►

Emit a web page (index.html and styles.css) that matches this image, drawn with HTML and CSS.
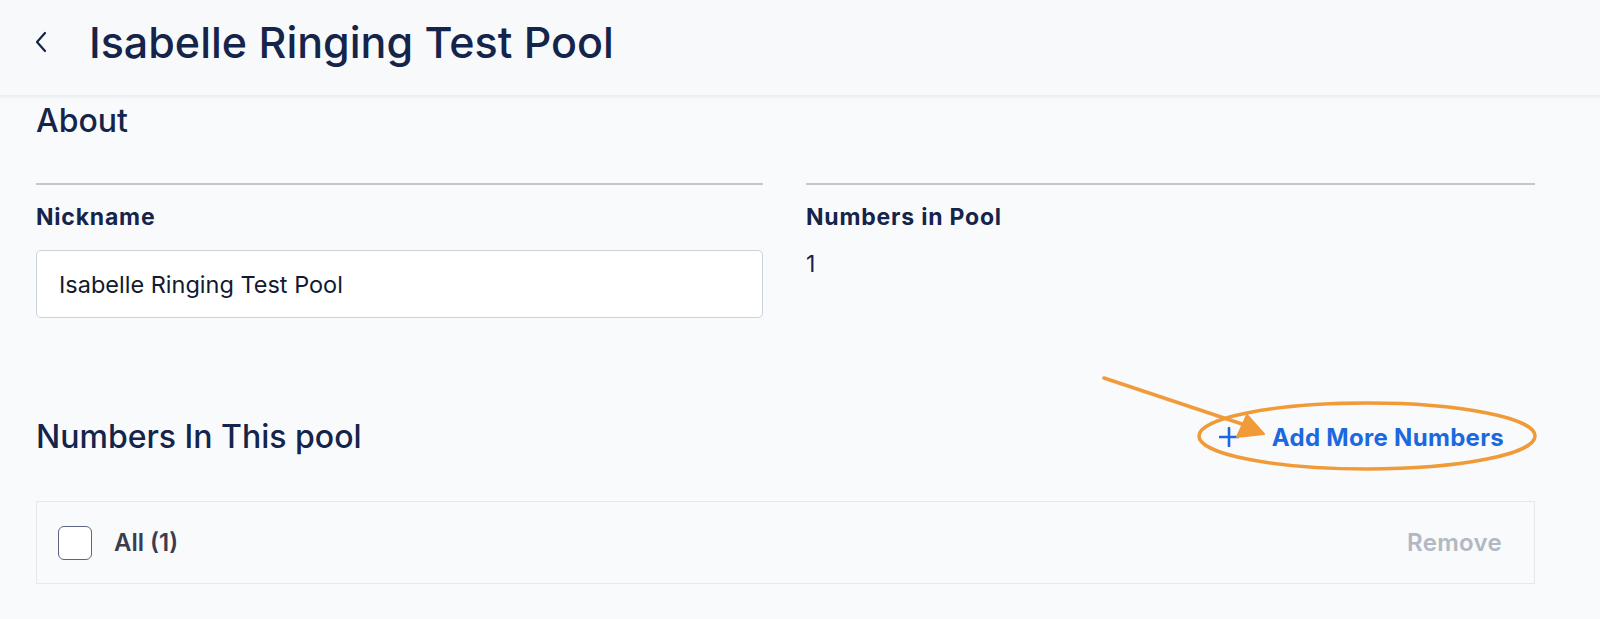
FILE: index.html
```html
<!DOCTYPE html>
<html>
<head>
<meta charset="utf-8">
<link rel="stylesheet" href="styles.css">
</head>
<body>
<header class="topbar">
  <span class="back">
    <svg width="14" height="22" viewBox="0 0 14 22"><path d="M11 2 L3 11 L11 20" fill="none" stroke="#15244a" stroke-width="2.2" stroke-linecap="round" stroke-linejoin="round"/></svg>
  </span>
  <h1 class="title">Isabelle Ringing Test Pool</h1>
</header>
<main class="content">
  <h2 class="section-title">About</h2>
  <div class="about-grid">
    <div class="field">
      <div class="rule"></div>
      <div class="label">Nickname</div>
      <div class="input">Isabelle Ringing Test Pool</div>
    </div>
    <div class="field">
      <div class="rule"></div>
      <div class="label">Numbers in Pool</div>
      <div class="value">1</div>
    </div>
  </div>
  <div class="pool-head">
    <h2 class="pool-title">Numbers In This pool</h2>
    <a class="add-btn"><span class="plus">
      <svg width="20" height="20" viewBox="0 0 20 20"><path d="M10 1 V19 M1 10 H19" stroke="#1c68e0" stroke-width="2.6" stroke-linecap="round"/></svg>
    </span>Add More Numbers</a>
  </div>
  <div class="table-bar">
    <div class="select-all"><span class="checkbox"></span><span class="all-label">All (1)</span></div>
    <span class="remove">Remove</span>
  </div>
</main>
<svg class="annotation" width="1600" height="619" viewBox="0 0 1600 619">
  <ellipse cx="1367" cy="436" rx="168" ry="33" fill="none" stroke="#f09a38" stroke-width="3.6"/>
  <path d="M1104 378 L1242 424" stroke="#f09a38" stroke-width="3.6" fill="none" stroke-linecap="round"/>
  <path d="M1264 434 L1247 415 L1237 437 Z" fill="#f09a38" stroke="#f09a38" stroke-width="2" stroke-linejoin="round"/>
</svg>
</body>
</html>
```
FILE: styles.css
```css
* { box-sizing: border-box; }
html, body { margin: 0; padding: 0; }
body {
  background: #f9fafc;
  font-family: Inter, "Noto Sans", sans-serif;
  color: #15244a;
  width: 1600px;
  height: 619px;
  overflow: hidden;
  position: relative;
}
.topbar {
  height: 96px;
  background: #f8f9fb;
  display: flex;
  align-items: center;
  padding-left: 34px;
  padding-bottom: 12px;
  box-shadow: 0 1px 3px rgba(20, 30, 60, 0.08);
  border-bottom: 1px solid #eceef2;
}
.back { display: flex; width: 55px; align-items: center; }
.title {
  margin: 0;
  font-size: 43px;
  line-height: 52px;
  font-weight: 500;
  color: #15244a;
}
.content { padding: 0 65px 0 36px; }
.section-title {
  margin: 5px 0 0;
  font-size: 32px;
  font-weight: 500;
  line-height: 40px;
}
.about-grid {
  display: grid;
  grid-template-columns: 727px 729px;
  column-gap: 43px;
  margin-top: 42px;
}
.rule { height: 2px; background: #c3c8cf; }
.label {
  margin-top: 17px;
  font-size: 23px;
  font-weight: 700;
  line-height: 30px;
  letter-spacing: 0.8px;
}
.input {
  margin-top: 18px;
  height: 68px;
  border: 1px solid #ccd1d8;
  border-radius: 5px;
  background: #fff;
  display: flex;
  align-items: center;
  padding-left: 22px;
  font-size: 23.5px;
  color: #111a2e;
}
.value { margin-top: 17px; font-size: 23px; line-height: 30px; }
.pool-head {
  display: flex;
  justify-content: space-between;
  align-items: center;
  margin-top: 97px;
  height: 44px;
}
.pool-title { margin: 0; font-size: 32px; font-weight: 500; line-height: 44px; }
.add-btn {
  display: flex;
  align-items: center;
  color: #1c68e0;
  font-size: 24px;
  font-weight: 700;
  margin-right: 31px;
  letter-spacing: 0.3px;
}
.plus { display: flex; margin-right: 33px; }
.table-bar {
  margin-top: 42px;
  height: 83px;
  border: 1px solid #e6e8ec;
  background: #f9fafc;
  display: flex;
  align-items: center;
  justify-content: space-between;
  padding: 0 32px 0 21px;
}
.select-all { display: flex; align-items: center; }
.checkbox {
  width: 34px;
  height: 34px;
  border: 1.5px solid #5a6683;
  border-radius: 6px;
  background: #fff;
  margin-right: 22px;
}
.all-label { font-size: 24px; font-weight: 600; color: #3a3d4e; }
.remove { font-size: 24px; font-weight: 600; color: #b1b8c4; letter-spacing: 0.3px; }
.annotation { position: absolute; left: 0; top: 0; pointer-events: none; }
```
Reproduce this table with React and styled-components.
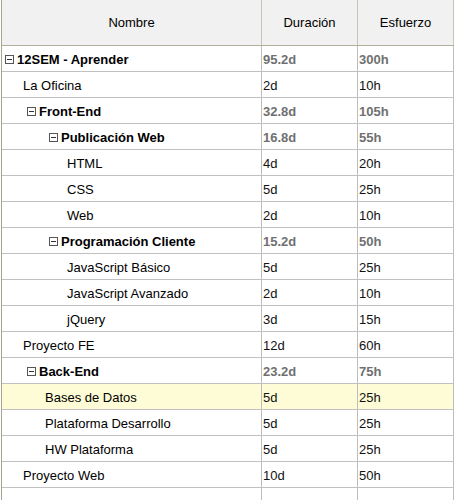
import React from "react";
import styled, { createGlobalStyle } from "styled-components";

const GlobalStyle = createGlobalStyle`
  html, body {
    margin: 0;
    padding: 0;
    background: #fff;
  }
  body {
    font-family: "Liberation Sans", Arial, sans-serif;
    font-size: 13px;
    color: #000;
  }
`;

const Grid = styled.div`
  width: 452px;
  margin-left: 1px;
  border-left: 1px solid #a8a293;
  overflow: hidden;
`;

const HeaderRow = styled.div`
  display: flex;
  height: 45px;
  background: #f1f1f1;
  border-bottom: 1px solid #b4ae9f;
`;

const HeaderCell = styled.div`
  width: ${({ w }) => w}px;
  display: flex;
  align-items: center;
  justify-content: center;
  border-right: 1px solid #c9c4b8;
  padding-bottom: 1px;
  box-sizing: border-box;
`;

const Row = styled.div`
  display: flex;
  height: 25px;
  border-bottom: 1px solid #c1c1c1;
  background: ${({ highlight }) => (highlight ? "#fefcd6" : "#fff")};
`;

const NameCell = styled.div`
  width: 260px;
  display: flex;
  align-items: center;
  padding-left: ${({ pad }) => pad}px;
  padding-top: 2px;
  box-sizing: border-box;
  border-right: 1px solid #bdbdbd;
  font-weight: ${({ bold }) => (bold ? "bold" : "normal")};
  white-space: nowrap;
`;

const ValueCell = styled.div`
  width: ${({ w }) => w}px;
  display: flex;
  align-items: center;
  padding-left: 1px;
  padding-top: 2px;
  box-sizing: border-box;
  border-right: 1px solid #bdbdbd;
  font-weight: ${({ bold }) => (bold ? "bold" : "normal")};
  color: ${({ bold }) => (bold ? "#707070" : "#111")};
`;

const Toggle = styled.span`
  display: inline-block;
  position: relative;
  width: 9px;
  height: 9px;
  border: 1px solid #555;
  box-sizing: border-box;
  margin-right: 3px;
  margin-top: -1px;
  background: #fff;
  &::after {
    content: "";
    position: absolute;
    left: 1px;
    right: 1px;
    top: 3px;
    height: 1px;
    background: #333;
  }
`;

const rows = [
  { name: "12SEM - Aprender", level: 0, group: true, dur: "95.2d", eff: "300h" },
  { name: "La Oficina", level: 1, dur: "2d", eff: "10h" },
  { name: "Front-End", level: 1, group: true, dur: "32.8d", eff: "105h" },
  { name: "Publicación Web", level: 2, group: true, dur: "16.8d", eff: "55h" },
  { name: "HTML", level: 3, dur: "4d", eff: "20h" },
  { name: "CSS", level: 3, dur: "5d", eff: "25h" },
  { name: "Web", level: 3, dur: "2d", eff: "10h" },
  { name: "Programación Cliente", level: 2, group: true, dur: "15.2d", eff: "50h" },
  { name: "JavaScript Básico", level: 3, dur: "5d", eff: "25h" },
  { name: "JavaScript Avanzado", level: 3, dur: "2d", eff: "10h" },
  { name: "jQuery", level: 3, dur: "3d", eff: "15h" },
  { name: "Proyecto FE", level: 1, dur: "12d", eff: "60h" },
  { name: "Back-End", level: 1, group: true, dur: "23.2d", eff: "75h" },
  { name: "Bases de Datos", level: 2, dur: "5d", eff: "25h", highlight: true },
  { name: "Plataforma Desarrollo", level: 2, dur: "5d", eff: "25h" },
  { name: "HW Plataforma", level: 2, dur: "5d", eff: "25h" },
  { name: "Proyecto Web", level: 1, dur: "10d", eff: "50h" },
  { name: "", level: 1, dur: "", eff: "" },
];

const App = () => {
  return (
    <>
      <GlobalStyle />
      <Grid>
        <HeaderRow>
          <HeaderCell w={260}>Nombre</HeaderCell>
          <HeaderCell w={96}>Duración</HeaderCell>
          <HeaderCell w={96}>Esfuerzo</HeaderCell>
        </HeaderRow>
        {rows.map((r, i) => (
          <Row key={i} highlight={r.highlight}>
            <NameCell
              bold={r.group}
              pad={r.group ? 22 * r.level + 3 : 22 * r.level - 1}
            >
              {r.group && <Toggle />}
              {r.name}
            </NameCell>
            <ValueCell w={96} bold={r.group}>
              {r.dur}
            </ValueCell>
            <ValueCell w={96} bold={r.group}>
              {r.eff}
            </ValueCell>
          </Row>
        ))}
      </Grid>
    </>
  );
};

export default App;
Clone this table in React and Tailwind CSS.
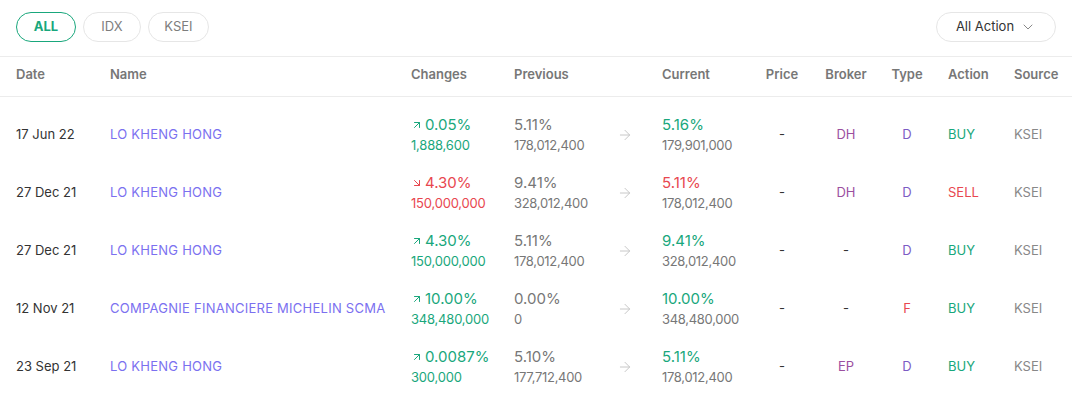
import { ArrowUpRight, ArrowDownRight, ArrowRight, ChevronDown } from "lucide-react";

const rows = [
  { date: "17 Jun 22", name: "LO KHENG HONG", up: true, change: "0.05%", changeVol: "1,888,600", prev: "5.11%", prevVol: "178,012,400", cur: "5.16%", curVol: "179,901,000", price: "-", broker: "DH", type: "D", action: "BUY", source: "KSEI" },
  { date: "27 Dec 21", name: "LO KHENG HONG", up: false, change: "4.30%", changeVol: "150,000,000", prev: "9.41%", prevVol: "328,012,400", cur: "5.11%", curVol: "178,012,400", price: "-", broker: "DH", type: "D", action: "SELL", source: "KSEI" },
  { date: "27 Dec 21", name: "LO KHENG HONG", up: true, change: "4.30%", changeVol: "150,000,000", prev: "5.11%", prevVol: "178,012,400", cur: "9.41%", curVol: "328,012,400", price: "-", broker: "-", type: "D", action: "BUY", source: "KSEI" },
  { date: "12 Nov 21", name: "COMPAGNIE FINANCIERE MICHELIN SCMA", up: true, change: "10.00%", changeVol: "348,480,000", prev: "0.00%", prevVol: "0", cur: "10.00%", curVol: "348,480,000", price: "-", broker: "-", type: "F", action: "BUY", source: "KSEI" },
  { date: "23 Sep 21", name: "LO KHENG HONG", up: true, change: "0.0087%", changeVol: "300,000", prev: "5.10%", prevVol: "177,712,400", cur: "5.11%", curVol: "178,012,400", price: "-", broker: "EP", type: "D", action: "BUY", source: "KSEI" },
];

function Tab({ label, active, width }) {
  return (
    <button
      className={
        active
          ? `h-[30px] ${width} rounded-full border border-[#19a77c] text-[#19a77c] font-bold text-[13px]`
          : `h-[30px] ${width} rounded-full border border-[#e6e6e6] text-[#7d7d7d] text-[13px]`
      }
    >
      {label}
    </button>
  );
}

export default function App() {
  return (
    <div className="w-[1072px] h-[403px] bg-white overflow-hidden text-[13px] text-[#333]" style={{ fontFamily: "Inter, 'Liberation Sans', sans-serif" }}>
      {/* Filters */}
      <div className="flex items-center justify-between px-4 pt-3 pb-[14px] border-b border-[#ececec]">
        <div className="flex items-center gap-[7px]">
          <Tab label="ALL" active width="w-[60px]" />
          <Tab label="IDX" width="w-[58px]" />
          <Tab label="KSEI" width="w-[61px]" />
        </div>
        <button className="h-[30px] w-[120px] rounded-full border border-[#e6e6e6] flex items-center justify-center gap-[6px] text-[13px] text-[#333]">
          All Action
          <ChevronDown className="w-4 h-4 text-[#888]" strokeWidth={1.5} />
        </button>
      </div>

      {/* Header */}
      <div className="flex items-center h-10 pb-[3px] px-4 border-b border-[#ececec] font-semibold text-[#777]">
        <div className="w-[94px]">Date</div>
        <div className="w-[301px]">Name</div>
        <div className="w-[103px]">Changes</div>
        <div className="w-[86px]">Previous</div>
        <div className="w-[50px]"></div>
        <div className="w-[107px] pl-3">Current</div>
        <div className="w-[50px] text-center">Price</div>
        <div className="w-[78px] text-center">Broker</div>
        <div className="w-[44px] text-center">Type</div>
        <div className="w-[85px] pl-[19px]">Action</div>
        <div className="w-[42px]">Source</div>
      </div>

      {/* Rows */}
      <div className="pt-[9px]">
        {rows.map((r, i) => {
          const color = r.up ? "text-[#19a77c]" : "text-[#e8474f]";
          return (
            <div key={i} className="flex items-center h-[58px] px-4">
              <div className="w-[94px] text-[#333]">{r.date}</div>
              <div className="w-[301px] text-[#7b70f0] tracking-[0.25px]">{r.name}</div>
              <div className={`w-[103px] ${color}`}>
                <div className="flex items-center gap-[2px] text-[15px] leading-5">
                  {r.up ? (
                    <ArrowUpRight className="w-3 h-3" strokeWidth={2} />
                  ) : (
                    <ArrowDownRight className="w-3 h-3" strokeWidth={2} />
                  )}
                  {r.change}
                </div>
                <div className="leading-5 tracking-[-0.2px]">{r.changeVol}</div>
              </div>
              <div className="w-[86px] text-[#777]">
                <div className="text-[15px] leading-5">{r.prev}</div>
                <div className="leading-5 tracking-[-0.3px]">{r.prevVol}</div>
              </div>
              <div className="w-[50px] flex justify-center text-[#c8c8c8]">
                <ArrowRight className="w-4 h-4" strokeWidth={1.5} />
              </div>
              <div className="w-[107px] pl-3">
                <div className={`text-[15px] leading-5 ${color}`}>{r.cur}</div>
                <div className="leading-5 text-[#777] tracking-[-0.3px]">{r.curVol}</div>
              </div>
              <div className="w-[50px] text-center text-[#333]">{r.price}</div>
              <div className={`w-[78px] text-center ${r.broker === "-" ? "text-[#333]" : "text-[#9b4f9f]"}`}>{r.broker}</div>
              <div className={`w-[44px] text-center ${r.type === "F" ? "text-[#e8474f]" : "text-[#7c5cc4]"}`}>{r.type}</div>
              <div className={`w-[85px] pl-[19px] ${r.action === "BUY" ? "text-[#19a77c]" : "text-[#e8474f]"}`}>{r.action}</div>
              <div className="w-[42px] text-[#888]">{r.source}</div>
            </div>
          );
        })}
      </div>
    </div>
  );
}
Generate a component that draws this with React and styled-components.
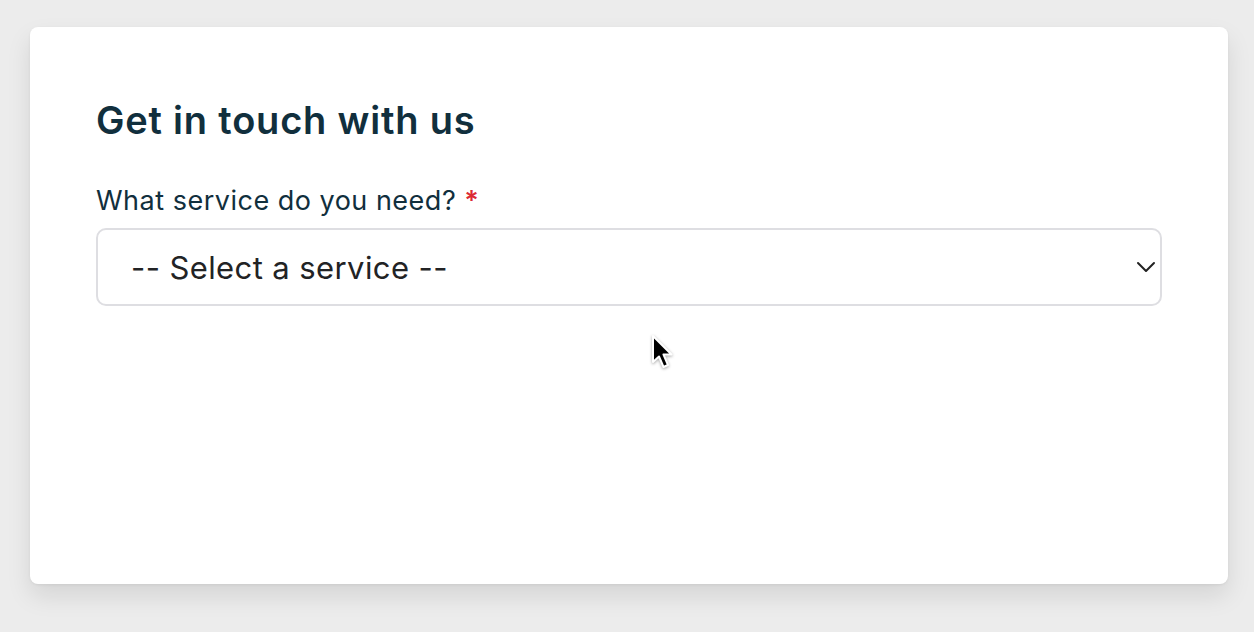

◄

* **WHAT YOU HAVE TO DO**: Report each line of the material above where the word "table" appears.

* **WORKED ANSWER**:
  <div class="table-bar">
.table-bar {
Reproduce this table with React and styled-components.
Clone this table in React and Tailwind CSS.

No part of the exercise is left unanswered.